To the Editor:
We thank Drs. Gruppuso and Adashi1 for drawing attention to the relentless inflation in the number of residency applications being submitted each year. Despite the associated costs, students feel compelled to submit a high volume of applications to remain competitive. We believe that transparency both at the level of the Match and of individual programs is necessary to inform sensible and successful application strategies.
Responding to students’ anxiety, the authors called for more data, such as “the number of GME [graduate medical education] program interviews offered and/or accepted per applicant” and “whether or not the number of GME program interviews per applicant is predictive of a successful match.”1 But these system-level data are already available.

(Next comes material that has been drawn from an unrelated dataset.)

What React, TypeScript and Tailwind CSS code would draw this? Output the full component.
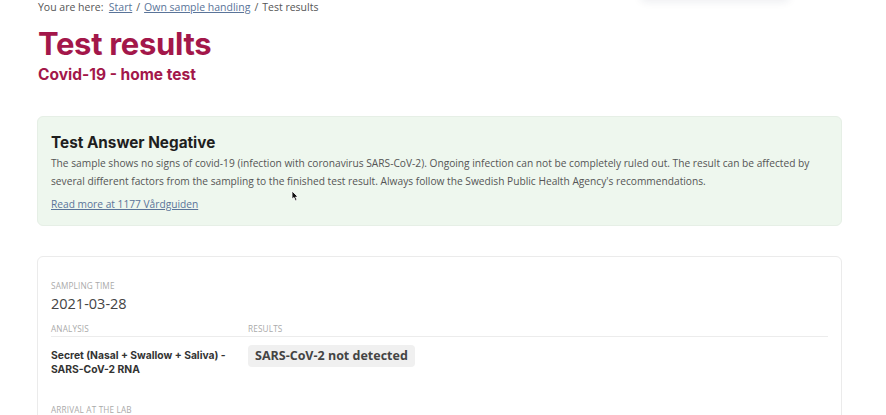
import React from "react"

const inter = "font-['Inter',sans-serif]"
const open = "font-['Open_Sans',sans-serif]"

function Label({ children }: { children: React.ReactNode }) {
  return <div className={`${open} text-[8.2px] uppercase tracking-[0.02em] text-[#aaaaaa] leading-[12px]`}>{children}</div>
}

export default function App() {
  return (
    <div className="relative w-[886px] h-[415px] overflow-hidden bg-white">
      {/* dropdown edge peeking in at the top */}
      <div className="absolute left-[640px] top-[-40px] w-[150px] h-[40px] rounded-b-md bg-white shadow-[0_2px_8px_rgba(30,40,80,0.08)]" />

      <div className="ml-[37px] w-[805px]">
        <div className={`${open} text-[10.5px] text-[#555] leading-[14px] pl-[1px]`}>
          You are here:&nbsp;{" "}
          <a className="text-[#5a7499] underline">Start</a>
          <span className="mx-[4px]">/</span>
          <a className="text-[#5a7499] underline">Own sample handling</a>
          <span className="mx-[4px]">/</span>
          Test results
        </div>

        <h1 className={`${inter} pl-[1px] mt-[12px] text-[31px] font-bold leading-[36px] text-[#a3174a] tracking-[-0.01em]`}>
          Test results
        </h1>
        <h2 className={`${inter} pl-[1px] mt-[3px] text-[15.5px] font-bold leading-[20px] text-[#a3174a]`}>
          Covid-19 - home test
        </h2>

        <div className="mt-[31px] rounded-[6px] border border-[#e6efe6] bg-[#eef7ee] px-[13px] pt-[16px] pb-[11px]">
          <h3 className={`${inter} text-[15.3px] font-bold leading-[20px] text-[#1e1e1e]`}>Test Answer Negative</h3>
          <p className={`${open} mt-[1px] text-[10.2px] leading-[18px] text-[#555]`}>
            The sample shows no signs of covid-19 (infection with coronavirus SARS-CoV-2). Ongoing infection can not be completely ruled out. The result can be affected by several different factors from the sampling to the finished test result. Always follow the Swedish Public Health Agency's recommendations.
          </p>
          <a className={`${open} mt-[4px] inline-block text-[10.2px] leading-[18px] text-[#5a7499] underline`}>
            Read more at 1177 Vårdguiden
          </a>
        </div>

        <div className="mt-[30px] rounded-[6px] border border-[#ebebeb] bg-white px-[13px] pt-[23px] h-[200px]">
          <Label>Sampling time</Label>
          <div className={`${open} mt-[2px] text-[14.5px] leading-[20px] text-[#444]`}>2021-03-28</div>

          <div className="mt-[9px] grid grid-cols-[197px_1fr] border-b border-[#ececec] pb-[1px]">
            <Label>Analysis</Label>
            <Label>Results</Label>
          </div>

          <div className="grid grid-cols-[197px_1fr] pt-[11px]">
            <div className={`${inter} text-[10.3px] font-bold leading-[14px] text-[#333]`}>
              Secret (Nasal + Swallow + Saliva) -<br />SARS-CoV-2 RNA
            </div>
            <div className="mt-[-6px]">
              <span className={`${open} inline-block rounded-[4px] bg-[#f0f0f0] px-[7px] py-[2px] text-[12.5px] font-bold leading-[18px] text-[#444]`}>
                SARS-CoV-2 not detected
              </span>
            </div>
          </div>

          <div className="mt-[29px]">
            <div className={`${open} text-[8.2px] uppercase tracking-[0.02em] text-[#aaaaaa] leading-[10px]`}>Arrival at the lab</div>
          </div>
        </div>
      </div>

      {/* mouse pointer */}
      <svg className="absolute left-[291px] top-[190px]" width="8" height="12" viewBox="0 0 8 12">
        <path d="M1 1 L1 9 L3 7.5 L4.5 11 L6 10.3 L4.6 7 L7 7 Z" fill="#111" stroke="#fff" strokeWidth="0.8" />
      </svg>
    </div>
  )
}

Applicant surveys and outcomes reports from the National Resident Matching Program (NRMP) consistently show that applicants who interview at and rank more programs are more likely to match successfully.2–4
Therefore, the real question for the individual applicant is how to obtain a reasonable number of interview offers. Volume is an increasingly common tactic. Between 2009 and 2015, among matched U.S. allopathic seniors, the median number of applications submitted per applicant increased 36%.2,3 However, a recent study found no relationship between yearly match rates in each specialty and the average numbers of applications submitted per student.5 We have reached the point of diminishing returns.
A reasonable solution is specialty-specific application caps, in combination with program-level transparency regarding selection processes and outcomes.6 For instance, the NRMP provides programs with statistical profiles of their matched applicants. Releasing such historical data would allow students to gauge their competitiveness for a particular program and effectively focus their application strategies. It is time for the GME community to halt the application arms race.
Francis Deng, MD
Resident in diagnostic radiology, Massachusetts General Hospital, and clinical fellow, Harvard Medical School, Boston, Massachusetts; [email protected]; ORCID: http://orcid.org/0000-0003-3117-5076.
Jenny X. Chen, MD
Resident in otolaryngology, Massachusetts Eye and Ear, and clinical fellow, Harvard Medical School, Boston, Massachusetts; ORCID: http://orcid.org/0000-0002-2992-4771.
Austin Wesevich, MD, MPH
Resident in internal medicine and pediatrics, Duke University Medical Center, Durham, North Carolina; ORCID: http://orcid.org/0000-0001-5202-1231.
1. Gruppuso PA, Adashi EY. Residency placement fever: Is it time for a reevaluation? [published online ahead of print November 1, 2016]. Acad Med. doi: 10.1097/ACM.0000000000001468.
2. National Resident Matching Program. Results of the 2015 NRMP Applicant Survey by preferred specialty and applicant type. www.nrmp.org/wp-content/uploads/2015/09/Applicant-Survey-Report-2015.pdf
. Accessed November 7, 2016.
3. National Resident Matching Program. Results of the 2009 NRMP Applicant Survey by preferred specialty and applicant type. http://www.nrmp.org/wp-content/uploads/2013/08/applicantresultsbyspecialty2009.pdf
. Accessed November 8, 2016.
4. National Resident Matching Program. Charting outcomes in the Match for U.S. allopathic seniors, 2016. http://www.nrmp.org/wp-content/uploads/2016/09/Charting-Outcomes-US-Allopathic-Seniors-2016.pdf
. Accessed November 9, 2016.
5. Weissbart SJ, Kim SJ, Feinn RS, Stock JA. Relationship between the number of residency applications and the yearly match rate: Time to start thinking about an application limit? J Grad Med Educ. 2015;7:8185.
6. Pereira AG, Chelminski PR, Chheda SG, et al.; Medical Student to Resident Interface Committee Workgroup on the Interview Season. Application inflation for internal medicine applicants in the Match: Drivers, consequences, and potential solutions. Am J Med. 2016;129:885891.